In this case, Hanlon said, such a management plan has been on file in the Provost’s Office for a number of years, and steps have been taken to put it into practice.
That plan acknowledges “there is an appearance of conflict of interest in this situation. The faculty members who jointly serve on the ABIA and APC are asked to render advice to the provost on eligibility of student athletes and are simultaneously being offered an opportunity to participate in the official party at bowl games with expenses covered by the athletic department.”
The management plan says the conflict of interest possibility is mitigated because faculty members on the ABIA — who therefore serve on the Academic Performance Committee — are appointed by the president. Of the eight, six are chosen by the president based on faculty senate recommendations, and two are chosen based on athletic director nominations.

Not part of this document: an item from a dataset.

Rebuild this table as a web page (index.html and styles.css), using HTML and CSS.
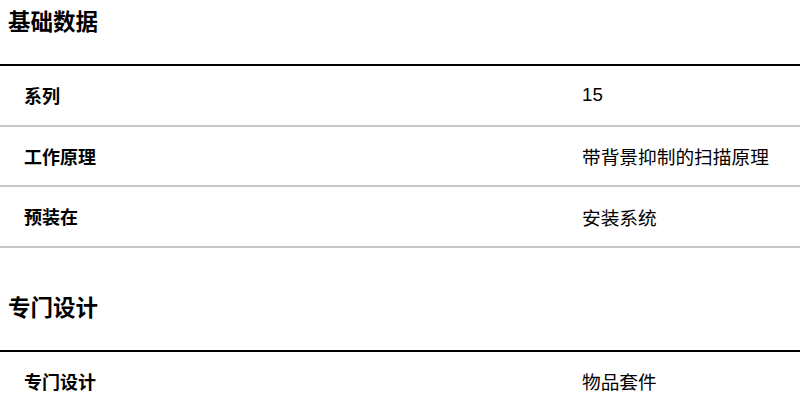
FILE: index.html
```html
<!DOCTYPE html>
<html lang="zh-CN">
<head>
<meta charset="utf-8">
<link rel="stylesheet" href="styles.css">
</head>
<body>
<section class="group">
  <h2 class="group-title">基础数据</h2>
  <div class="spec-table">
    <div class="spec-row"><div class="spec-label">系列</div><div class="spec-value">15</div></div>
    <div class="spec-row"><div class="spec-label">工作原理</div><div class="spec-value">带背景抑制的扫描原理</div></div>
    <div class="spec-row"><div class="spec-label">预装在</div><div class="spec-value">安装系统</div></div>
  </div>
</section>
<section class="group group-next">
  <h2 class="group-title">专门设计</h2>
  <div class="spec-table">
    <div class="spec-row"><div class="spec-label">专门设计</div><div class="spec-value">物品套件</div></div>
  </div>
</section>
</body>
</html>
```

FILE: styles.css
```css
html, body {
  margin: 0;
  padding: 0;
  background: #fff;
  color: #000;
  font-family: "Liberation Sans", Arial, "Noto Sans CJK SC", sans-serif;
}
.group-next {
  margin-top: 38px;
}
.group-title {
  margin: 0;
  padding: 8px 8px 26px;
  font-size: 22.5px;
  line-height: 30px;
  font-weight: bold;
}
.spec-table {
  border-top: 2px solid #000;
}
.spec-row {
  display: grid;
  grid-template-columns: 558px 1fr;
  height: 58.5px;
  align-items: center;
  border-bottom: 2px solid #c8c8c8;
}
.spec-label {
  padding-left: 24px;
  font-size: 18px;
  font-weight: bold;
}
.spec-value {
  padding-left: 24px;
  font-size: 18.7px;
}
```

“So the athletic department is not involved in the ultimate choice of these faculty and is not even involved in the nomination of most of them," the management plan reads.
The plan also says the provost holds ultimate authority to make all decisions on eligibility of student-athletes, and the vice-provost attends Academic Performance Committee meetings and relays its recommendations to the provost. Neither the provost nor the vice-provost receive any financial benefit or bowl game trips subsidized by the athletic department, according to the plan.
In a return e-mail to Hanlon and Coleman, Riley said he’s seen the plan and believes U-M needs to go further. He also questions how attending bowl games enhances the ability of APC faculty to oversee the academic performance of U-M athletes.
“One can mange a conflict of interest or eliminate it,” Riles wrote. “I believe that the explicit preference of elected faculty representatives simply to eliminate the conflict should be respected.
“Although I can well understand why the athletic department favors reimbursements, I do not understand why you or Mary Sue would favor them. I urge you to reflect further on whether management or elimination is the appropriate way to address concerns voiced by the assembly.”